Now I don’t point this out to make an argument against any of the control systems that Airbus build into their aircraft (although, really, asynchronous controls? Isn’t that just obviously a bad idea?), or against making things simpler. Airbus probably know what they’re doing (“probably” being the operative word*). The point is that working out how someone will use something is just as important as figuring out how to make something work; it’s something that should be obvious, but that I suspect is often seen as a secondary consideration.
The designers of the aircraft obviously have thought about this, and their solution was to try to make it simpler to use by hiding some of the complexity from the pilots in normal law; but does that really make it simpler to fly the plane? Perhaps in normal flight, but I suspect that we’d like our aircraft to be designed with abnormal flight in mind as well. And in that situation, perhaps what would really make things simpler is a way of helping the pilots to deal with the complexity, rather than trying to shield them from it and presenting them with unnecessary changeability when that is not possible.
* The Airbus A380 is big, and so Airbus tried to make it as light as possible. To do that, they’ve used carbon fibre reinforced plastic in certain parts of the structure, notably the wings. Carbon fibre: light! strong! stiff! notoriously brittle!
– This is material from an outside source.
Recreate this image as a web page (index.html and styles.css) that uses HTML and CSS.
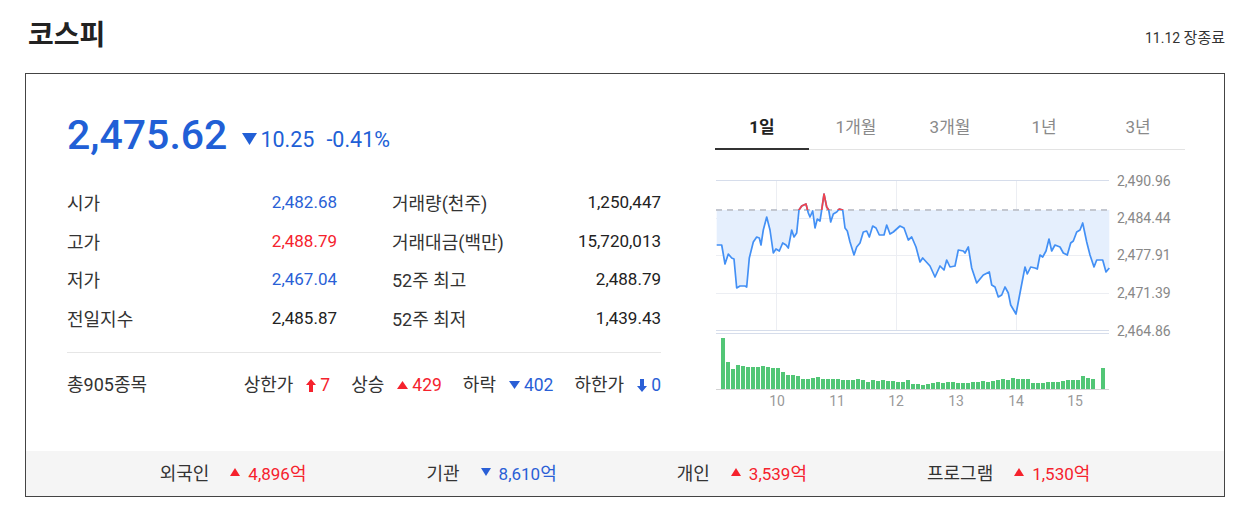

Er, hang on a minute…
When I read that they’d used composites, I wondered whether it’d be a great idea. My main concern was durability: would the material start to crack after a certain number of cycles? Imagine my absolute lack of surprise when it was reported recently that Qantas and Singapore Airlines have discovered that there are cracks on the wings of some of their A380s… Airbus say that it’s not important, the cracks are on non-critical parts of the aircraft (although.. really? I highly doubt that it’s designed to crack). I’m sure they’re right, but it’ll be an interesting one to watch.